I've posted enough FAC stuff that it was finally time for a more serious one:
Most of you are aware of the flag etiquette standards that require U.S. flags to be lit at all times outdoors, either by sunlight or other means. Most places choose to place a spotlight in the ground that shines light directly into the sky, illuminating the flag and sky. This type of lighting is inefficient and causes light pollution. Also, the fixtures can be easily damaged or get moisture inside them.

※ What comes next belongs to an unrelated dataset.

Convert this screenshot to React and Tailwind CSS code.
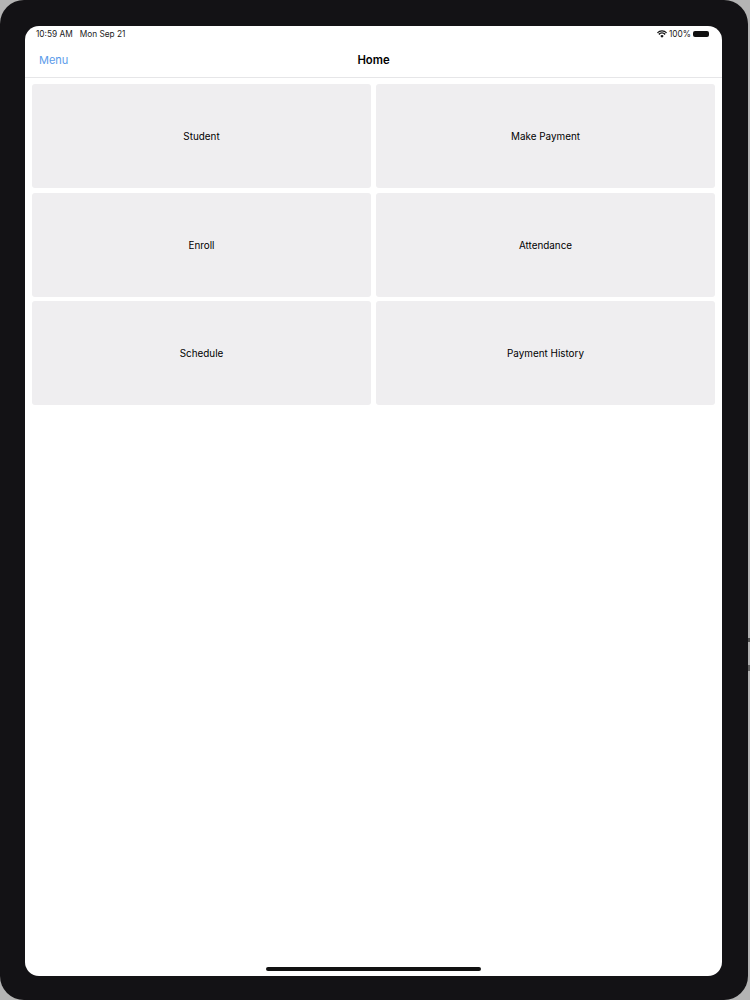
const tiles = ["Student", "Make Payment", "Enroll", "Attendance", "Schedule", "Payment History"];

const WifiIcon = () => (
  <svg className="w-[10px] h-[8px]" viewBox="0 0 20 15" fill="#111">
    <path d="M10 15 6.6 11.4a4.8 4.8 0 0 1 6.8 0L10 15ZM4.6 9.3 2.6 7.2a10.4 10.4 0 0 1 14.8 0l-2 2.1a7.6 7.6 0 0 0-10.800 0ZM1.500 6.100 0 4.400a14 14 0 0 1 20 0l-1.500 1.700a11.800 11.800 0 0 0-17 0Z" />
  </svg>
);

const Tile = ({ label }) => (
  <div className="flex items-center justify-center h-[104px] pt-[1px] bg-[#efeef0] rounded-[3px] text-[9.9px] text-black">
    {label}
  </div>
);

export default function App() {
  return (
    <div className="flex w-[750px] h-[1000px] bg-[#b4b4b4] font-['Inter',sans-serif]">
      <div className="flex w-[748px] h-full bg-[#131215] rounded-[24px] pl-[25px] pr-[26px] pt-[26px] pb-[24px]">
        <div className="flex flex-col w-full bg-white rounded-[14px] overflow-hidden">
          <div className="flex items-center justify-between h-[16px] pl-[11px] pr-[13px] text-[8.3px] text-[#222]">
            <div className="flex gap-[7px]">
              <span>10:59 AM</span>
              <span>Mon Sep 21</span>
            </div>
            <div className="flex items-center gap-[1px]">
              <WifiIcon />
              <span className="ml-[1px]">100%</span>
              <div className="w-[16px] h-[6px] ml-[1px] rounded-[2px] bg-[#111]" />
            </div>
          </div>
          <div className="flex items-center justify-between h-[36px] pt-[1px] px-[14px] border-b border-[#e6e6e8]">
            <span className="w-[60px] text-[11px] text-[#5a9bea]">Menu</span>
            <span className="text-[11.3px] font-semibold text-black">Home</span>
            <span className="w-[60px]" />
          </div>
          <div className="grid grid-cols-2 gap-x-[5px] gap-y-[4.5px] px-[7px] pt-[6px]">
            {tiles.map((label) => (
              <Tile key={label} label={label} />
            ))}
          </div>
          <div className="mt-auto mb-[5px] mx-auto w-[215px] h-[4px] rounded-full bg-[#111]" />
        </div>
      </div>
      <div className="flex flex-col w-[2px] pt-[638px]">
        <div className="h-[4px] bg-[#555555]" />
        <div className="h-[6px] mt-[23px] bg-[#666666]" />
      </div>
    </div>
  );
}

My City has had a Dark Sky Ordinance on the books for about a year now, which includes a special exemption for flag uplighting as long as it does not exceed 1,300 lumens. I've gotten tired of taking down the flags at City Hall when I leave, and would rather leave them up at night. This means I need some way to light them. I would like to make our City Hall a prime example of how to properly light a flag for the Dark Sky requirements, but do it without uplighting. I've snooped around on the internet some and have found those little balls that go on top of the pole with lights built in. The problem with those is they are real pricy (like $600) and seem to have a difficult installation.
I felt that I probably wasn't the only city with this problem, so I'm asking this in Design, Space & Place since it seems a bit like an architecture/LA question. Does anyone have examples for downlighting a flagpole or any links to information on it? I tried the Dark Sky website, but was a little disappointed that they didn't have links to products.